■ Problem description: Of the lines in the records that follow, how many include the word "this"? Answer with a bare number.
※
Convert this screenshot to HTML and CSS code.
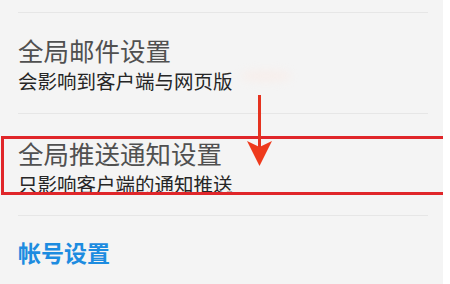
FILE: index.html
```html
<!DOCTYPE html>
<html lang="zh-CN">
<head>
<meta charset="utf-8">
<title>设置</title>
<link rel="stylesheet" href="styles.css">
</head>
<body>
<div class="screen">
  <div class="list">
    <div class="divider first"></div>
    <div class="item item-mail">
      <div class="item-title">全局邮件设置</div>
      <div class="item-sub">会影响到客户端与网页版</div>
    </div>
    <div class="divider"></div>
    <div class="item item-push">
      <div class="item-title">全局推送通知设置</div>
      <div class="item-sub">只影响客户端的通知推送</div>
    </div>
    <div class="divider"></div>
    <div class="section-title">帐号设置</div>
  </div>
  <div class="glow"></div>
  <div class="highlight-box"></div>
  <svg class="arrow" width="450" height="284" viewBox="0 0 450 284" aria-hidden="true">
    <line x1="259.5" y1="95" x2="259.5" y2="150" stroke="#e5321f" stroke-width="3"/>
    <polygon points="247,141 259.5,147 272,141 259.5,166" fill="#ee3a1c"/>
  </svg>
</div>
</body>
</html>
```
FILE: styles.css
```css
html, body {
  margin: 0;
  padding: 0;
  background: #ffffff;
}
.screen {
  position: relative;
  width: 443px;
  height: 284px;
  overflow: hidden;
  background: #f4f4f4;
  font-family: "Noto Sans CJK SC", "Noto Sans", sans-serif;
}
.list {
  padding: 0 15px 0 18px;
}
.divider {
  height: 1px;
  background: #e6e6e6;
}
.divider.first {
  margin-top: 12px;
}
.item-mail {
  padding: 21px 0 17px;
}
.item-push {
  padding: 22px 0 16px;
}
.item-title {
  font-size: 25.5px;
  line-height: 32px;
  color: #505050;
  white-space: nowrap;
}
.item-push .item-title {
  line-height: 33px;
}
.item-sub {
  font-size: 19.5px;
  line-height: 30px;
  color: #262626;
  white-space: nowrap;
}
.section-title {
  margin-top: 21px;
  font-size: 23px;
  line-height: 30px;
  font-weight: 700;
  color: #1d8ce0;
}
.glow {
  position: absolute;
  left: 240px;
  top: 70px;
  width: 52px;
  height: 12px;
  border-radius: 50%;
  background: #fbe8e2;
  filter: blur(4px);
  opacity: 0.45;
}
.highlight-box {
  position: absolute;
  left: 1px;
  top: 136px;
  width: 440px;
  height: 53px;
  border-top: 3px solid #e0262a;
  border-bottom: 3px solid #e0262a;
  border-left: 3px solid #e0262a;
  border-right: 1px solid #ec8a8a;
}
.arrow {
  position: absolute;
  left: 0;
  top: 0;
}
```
※
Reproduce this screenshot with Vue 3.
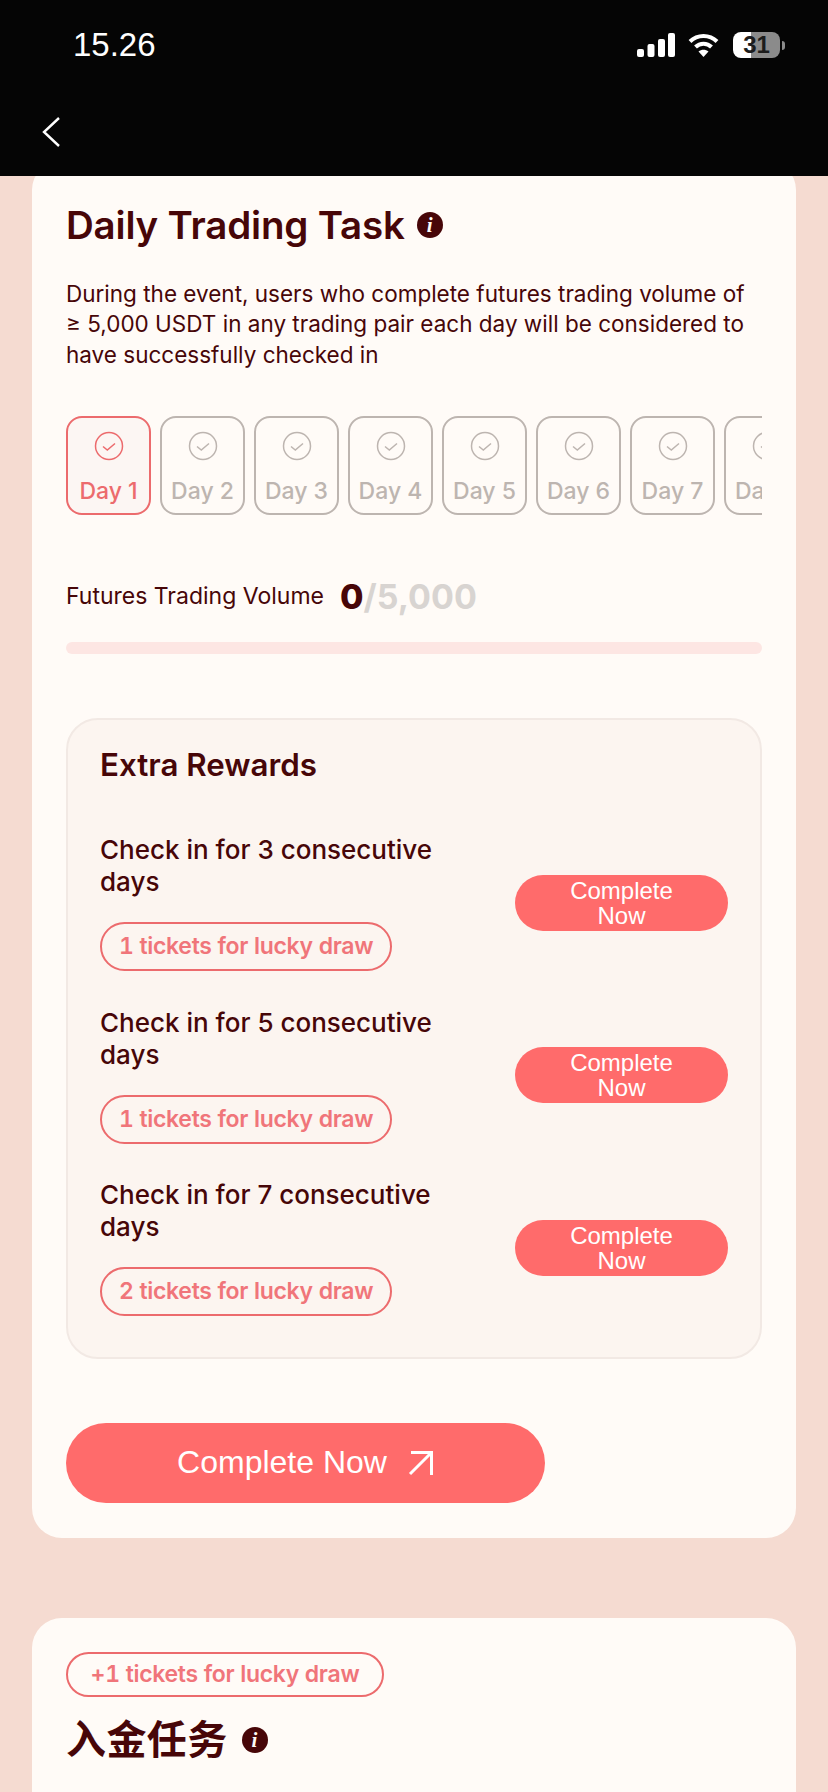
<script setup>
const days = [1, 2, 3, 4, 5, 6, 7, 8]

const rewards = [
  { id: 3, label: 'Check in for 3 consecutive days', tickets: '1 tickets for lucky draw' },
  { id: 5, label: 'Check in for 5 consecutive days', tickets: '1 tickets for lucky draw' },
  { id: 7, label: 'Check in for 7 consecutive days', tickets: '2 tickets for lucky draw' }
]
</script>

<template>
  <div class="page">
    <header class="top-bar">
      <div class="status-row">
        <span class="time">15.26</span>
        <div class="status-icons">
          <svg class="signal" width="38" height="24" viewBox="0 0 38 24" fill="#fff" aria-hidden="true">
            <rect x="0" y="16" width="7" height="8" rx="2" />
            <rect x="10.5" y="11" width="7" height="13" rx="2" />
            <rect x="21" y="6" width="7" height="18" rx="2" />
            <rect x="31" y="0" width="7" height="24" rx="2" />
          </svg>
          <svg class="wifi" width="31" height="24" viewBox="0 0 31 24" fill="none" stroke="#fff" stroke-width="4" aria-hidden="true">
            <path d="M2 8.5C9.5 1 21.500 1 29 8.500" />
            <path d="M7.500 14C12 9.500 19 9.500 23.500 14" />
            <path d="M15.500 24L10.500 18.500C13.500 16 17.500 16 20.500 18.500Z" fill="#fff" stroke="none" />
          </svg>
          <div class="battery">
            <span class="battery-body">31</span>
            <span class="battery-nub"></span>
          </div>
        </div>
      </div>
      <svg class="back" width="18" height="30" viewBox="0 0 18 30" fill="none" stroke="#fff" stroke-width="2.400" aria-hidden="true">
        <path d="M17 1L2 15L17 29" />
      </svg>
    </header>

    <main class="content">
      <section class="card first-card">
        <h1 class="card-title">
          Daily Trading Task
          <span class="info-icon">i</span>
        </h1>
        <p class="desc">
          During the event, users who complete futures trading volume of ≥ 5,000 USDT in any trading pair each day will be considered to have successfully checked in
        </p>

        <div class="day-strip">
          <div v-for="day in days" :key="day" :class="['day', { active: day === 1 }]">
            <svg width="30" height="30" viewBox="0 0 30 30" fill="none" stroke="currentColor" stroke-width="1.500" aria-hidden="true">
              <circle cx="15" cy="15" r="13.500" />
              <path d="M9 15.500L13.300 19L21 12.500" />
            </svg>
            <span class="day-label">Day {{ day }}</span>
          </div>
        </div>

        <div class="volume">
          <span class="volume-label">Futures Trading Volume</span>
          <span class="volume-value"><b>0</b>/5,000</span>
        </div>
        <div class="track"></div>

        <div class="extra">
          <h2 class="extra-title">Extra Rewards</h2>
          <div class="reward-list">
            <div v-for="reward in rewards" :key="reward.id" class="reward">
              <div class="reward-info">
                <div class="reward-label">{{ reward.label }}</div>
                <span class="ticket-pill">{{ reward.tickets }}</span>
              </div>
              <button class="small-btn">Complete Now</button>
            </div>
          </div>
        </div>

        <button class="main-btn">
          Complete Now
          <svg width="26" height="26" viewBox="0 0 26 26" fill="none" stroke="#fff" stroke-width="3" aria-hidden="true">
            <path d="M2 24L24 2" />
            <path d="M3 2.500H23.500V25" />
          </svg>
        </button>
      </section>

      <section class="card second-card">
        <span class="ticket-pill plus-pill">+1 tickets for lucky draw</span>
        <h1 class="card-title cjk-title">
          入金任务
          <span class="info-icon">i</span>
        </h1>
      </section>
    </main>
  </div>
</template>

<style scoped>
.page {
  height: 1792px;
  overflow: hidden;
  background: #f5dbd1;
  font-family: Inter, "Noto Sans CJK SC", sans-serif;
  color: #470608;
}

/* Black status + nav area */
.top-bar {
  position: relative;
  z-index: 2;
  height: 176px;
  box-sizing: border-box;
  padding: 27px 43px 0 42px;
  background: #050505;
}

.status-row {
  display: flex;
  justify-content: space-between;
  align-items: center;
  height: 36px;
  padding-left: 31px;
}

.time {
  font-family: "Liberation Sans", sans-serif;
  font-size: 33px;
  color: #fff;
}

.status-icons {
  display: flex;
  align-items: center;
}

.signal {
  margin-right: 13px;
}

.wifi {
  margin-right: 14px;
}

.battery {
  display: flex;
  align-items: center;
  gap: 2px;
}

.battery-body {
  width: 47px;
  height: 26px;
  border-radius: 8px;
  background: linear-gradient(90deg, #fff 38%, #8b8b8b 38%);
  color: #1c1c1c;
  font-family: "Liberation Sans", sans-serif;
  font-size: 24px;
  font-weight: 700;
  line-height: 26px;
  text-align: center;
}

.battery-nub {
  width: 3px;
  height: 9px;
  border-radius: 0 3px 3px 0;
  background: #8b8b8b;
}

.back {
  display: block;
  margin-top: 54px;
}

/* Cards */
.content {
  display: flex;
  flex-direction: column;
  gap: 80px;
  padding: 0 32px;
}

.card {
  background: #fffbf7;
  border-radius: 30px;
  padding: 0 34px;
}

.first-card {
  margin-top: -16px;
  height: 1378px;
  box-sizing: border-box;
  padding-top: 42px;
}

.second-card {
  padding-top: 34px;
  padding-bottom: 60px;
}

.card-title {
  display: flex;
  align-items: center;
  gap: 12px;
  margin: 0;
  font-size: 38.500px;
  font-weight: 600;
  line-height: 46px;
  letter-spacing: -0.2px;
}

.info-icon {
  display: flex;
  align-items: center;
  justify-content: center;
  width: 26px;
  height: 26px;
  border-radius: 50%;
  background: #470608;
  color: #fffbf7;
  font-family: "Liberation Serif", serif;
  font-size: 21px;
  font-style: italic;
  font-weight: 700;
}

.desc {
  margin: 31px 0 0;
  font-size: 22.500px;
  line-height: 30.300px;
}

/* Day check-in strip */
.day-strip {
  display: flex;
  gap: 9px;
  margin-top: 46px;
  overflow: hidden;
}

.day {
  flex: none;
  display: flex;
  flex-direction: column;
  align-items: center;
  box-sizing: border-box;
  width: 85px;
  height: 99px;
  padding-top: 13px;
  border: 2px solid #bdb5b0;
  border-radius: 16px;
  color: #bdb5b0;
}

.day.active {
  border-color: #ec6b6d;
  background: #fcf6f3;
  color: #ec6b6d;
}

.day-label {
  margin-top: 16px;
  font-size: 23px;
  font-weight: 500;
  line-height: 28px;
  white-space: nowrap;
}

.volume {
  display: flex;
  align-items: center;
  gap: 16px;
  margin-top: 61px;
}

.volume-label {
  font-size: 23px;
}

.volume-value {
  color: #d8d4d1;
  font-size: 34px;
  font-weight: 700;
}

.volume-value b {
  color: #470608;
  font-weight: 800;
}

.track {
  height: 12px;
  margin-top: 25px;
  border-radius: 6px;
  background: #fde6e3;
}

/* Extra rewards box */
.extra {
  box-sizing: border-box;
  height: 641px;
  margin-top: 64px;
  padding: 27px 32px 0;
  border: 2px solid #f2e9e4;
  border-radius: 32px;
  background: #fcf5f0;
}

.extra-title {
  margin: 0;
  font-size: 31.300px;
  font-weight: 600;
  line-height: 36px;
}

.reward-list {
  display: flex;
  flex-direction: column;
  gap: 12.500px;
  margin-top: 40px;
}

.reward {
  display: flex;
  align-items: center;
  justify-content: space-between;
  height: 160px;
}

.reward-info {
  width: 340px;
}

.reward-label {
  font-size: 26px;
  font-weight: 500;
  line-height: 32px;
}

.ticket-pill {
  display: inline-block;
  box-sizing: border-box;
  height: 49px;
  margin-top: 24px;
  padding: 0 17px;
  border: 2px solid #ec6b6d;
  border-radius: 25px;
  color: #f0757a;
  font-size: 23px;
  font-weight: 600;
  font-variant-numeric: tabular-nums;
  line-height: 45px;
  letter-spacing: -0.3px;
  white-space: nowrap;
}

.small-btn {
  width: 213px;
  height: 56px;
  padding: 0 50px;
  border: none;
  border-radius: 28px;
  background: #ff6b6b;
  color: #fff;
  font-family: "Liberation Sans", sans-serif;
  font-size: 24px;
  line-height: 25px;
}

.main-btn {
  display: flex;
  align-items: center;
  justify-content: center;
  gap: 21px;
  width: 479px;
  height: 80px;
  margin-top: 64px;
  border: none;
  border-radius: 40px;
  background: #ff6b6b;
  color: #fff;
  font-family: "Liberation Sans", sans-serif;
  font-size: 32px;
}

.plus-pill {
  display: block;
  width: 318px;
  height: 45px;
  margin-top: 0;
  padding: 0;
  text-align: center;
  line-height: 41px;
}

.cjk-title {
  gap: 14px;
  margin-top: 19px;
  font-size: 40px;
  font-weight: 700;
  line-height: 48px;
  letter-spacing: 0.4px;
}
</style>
※
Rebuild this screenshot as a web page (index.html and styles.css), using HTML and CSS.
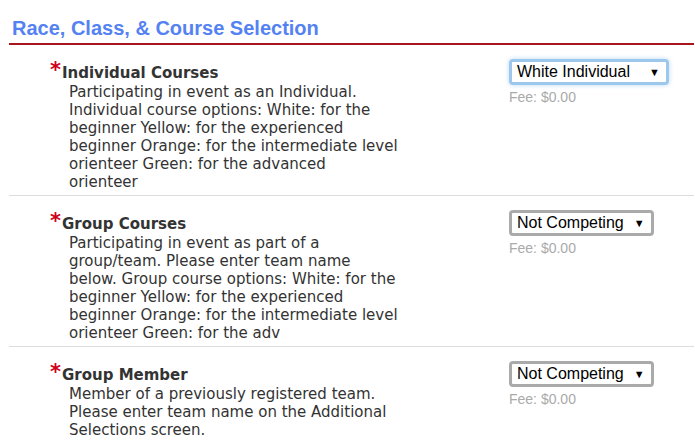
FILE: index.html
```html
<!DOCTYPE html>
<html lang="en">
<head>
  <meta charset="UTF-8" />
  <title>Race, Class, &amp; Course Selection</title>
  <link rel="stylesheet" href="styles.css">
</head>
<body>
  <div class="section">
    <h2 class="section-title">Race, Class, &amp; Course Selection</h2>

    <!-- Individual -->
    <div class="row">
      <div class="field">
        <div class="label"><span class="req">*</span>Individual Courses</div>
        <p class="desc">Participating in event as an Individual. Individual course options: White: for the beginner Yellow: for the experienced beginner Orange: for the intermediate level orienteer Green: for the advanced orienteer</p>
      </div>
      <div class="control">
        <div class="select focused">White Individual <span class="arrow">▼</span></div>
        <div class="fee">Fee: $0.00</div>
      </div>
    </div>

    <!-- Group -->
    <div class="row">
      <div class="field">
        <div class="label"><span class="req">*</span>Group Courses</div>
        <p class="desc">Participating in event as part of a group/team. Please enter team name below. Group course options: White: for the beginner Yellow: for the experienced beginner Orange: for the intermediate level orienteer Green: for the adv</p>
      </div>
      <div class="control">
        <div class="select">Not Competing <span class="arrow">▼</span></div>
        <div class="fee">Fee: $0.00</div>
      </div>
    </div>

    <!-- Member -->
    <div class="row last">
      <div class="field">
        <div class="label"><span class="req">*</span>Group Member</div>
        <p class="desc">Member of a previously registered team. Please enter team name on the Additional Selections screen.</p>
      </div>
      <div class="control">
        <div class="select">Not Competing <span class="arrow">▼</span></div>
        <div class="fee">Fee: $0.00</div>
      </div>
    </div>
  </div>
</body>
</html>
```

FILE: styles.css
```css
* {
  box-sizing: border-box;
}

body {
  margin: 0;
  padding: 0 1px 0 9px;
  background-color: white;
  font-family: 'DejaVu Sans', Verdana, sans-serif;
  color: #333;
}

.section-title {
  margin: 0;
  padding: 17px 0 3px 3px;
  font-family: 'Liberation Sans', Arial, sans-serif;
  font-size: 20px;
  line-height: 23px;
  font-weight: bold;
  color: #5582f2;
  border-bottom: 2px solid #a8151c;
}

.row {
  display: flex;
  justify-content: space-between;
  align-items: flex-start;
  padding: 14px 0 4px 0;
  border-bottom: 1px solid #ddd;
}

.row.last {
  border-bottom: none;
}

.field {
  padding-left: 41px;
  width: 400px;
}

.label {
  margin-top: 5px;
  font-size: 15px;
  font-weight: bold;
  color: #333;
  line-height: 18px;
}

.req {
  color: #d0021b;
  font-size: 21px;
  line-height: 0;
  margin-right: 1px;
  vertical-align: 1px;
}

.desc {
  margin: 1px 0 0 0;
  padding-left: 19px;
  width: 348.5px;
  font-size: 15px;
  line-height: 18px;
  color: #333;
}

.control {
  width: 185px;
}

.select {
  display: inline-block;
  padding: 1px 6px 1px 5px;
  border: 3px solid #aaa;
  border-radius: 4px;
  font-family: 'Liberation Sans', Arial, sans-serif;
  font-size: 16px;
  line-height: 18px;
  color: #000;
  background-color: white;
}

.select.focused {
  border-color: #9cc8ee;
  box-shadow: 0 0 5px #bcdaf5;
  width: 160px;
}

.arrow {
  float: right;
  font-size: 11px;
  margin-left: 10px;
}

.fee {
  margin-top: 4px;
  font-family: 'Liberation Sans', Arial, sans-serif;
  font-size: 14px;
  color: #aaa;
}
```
※
■ The completed task: 3